Check each line of the listing, and copy it if it contains the word "with".

*****

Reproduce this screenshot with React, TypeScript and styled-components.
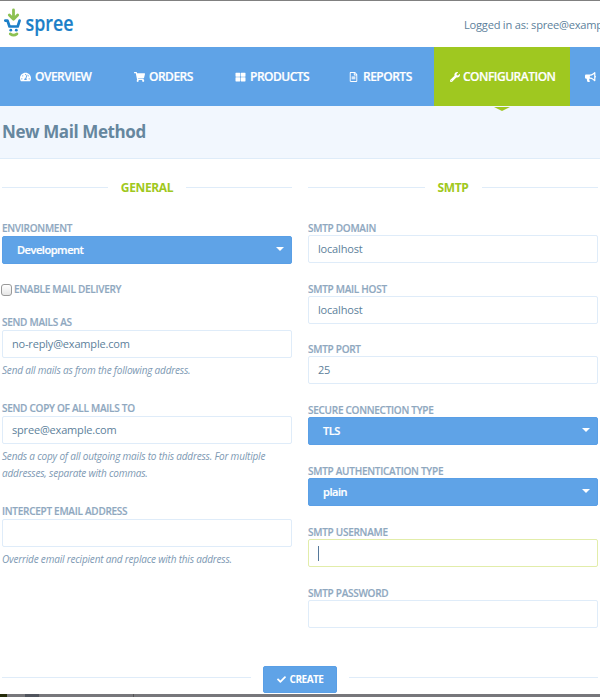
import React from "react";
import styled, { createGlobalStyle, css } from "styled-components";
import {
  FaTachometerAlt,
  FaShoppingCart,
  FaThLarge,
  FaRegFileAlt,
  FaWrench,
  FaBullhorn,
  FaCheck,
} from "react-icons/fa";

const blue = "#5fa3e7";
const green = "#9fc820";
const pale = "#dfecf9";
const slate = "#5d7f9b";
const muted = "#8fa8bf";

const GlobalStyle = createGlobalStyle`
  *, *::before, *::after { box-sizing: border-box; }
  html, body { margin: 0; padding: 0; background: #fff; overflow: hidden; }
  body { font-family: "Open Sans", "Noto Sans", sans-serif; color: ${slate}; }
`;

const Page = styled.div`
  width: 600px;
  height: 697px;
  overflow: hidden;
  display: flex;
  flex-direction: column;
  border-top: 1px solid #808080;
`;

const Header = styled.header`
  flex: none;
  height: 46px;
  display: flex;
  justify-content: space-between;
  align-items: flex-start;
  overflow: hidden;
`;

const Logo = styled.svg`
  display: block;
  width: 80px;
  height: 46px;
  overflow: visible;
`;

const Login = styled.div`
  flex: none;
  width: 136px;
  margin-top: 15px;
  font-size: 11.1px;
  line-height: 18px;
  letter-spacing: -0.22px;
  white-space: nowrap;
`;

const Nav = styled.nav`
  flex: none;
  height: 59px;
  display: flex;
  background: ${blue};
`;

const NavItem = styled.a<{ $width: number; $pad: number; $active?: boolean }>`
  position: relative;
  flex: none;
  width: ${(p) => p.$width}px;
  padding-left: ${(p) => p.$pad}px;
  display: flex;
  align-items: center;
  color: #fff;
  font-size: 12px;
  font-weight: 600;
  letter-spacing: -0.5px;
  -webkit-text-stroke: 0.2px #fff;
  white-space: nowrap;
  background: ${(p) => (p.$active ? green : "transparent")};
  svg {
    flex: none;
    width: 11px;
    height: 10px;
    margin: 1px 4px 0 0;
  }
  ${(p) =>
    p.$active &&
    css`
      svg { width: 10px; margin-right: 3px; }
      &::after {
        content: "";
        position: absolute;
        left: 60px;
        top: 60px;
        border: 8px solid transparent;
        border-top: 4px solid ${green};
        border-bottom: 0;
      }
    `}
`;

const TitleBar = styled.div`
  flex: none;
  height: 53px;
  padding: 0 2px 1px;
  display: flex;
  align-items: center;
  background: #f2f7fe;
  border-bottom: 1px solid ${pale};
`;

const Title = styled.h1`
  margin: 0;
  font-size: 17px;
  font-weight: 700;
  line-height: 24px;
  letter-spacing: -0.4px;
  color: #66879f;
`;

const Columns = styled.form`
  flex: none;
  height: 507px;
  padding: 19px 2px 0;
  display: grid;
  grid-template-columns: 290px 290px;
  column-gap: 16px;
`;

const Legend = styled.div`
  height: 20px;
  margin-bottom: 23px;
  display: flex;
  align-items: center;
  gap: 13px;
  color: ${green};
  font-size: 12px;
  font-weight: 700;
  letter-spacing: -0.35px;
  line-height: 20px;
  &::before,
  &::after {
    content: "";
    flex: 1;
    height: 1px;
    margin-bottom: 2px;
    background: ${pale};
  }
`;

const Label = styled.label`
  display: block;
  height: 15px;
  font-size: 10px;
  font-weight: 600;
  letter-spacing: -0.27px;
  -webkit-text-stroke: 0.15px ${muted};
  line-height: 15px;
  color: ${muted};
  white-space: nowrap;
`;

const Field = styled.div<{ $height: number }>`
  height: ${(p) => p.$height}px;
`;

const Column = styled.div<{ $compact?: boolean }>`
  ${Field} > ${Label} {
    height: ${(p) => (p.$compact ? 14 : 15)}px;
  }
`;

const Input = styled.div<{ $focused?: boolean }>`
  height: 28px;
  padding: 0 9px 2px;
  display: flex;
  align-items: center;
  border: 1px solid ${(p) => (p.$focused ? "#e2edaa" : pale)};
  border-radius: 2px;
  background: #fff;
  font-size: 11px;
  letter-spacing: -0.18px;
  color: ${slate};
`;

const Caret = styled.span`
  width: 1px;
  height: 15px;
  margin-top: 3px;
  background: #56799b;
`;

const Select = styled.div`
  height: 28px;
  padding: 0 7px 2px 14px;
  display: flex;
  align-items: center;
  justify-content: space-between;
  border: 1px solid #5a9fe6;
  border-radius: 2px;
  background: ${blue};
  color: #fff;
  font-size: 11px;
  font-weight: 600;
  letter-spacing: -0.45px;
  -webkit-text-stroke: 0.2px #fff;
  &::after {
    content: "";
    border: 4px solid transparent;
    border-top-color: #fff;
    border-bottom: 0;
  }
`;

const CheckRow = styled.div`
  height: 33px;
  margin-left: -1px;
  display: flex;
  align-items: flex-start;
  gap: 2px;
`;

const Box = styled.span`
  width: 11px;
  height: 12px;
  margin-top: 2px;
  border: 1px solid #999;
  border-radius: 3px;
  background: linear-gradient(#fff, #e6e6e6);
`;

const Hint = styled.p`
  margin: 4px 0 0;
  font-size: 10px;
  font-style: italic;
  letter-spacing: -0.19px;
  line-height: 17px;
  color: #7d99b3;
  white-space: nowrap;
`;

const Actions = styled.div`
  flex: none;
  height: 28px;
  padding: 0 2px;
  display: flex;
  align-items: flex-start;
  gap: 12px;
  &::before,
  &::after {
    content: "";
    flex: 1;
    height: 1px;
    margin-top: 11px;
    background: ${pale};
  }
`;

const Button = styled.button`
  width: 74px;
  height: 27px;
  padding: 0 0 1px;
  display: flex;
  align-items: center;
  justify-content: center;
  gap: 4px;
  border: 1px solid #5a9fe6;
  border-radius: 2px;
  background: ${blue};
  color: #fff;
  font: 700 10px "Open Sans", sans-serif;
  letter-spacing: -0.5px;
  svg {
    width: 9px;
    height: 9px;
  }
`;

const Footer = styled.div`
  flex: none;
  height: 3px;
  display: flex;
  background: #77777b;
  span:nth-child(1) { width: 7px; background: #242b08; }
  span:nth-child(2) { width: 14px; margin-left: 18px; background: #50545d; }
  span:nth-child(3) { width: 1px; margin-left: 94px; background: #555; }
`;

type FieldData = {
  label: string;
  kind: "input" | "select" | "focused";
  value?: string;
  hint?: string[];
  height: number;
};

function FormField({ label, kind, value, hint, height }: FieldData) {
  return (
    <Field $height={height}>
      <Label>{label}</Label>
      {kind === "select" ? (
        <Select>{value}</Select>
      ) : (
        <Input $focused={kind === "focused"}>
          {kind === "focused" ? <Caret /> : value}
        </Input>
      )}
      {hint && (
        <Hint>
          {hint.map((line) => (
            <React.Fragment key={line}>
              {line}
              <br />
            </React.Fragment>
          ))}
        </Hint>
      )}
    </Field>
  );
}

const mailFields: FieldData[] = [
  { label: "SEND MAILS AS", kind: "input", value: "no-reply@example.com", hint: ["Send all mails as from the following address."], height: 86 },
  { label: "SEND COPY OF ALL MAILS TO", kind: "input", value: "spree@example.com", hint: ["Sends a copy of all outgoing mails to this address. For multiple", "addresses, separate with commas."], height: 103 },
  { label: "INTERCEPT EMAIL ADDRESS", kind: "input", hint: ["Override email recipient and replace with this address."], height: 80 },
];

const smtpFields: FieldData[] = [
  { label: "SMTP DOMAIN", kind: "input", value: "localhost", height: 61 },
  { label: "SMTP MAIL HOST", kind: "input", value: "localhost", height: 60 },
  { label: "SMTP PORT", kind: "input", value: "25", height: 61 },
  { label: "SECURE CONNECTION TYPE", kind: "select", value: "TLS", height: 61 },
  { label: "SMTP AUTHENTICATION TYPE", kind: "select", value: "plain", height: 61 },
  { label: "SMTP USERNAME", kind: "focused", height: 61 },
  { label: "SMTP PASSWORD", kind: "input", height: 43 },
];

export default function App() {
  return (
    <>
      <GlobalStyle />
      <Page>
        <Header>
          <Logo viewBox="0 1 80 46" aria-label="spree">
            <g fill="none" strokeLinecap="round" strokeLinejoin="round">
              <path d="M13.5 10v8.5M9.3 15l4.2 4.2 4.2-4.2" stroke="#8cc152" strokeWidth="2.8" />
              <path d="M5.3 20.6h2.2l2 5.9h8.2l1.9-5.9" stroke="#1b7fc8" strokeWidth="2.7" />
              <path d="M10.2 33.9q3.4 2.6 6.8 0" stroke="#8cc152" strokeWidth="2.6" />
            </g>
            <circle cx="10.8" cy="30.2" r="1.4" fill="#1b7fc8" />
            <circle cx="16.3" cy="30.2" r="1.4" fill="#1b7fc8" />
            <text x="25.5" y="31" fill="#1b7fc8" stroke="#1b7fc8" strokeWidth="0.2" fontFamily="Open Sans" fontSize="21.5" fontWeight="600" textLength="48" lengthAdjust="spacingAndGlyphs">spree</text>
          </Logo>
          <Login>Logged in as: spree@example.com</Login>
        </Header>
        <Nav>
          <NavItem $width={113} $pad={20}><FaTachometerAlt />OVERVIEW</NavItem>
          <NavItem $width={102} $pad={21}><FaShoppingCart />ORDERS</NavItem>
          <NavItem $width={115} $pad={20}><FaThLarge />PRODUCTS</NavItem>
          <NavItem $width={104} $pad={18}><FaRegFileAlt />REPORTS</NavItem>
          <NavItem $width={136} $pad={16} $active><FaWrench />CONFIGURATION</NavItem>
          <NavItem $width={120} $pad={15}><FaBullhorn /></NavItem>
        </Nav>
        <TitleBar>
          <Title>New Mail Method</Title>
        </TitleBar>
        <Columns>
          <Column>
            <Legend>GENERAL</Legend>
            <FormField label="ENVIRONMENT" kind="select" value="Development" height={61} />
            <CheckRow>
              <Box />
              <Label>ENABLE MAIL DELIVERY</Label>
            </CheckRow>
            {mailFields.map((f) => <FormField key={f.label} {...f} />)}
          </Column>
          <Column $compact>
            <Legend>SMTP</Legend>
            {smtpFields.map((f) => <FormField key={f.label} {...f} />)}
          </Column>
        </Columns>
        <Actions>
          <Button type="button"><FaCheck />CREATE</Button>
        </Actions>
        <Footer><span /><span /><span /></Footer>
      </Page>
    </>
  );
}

*****

_EXERCISE RESULT_
Reproduce this screenshot with React, TypeScript and styled-components.
  { label: "SEND COPY OF ALL MAILS TO", kind: "input", value: "spree@example.com", hint: ["Sends a copy of all outgoing mails to this address. For multiple", "addresses, separate with commas."], height: 103 },
  { label: "INTERCEPT EMAIL ADDRESS", kind: "input", hint: ["Override email recipient and replace with this address."], height: 80 },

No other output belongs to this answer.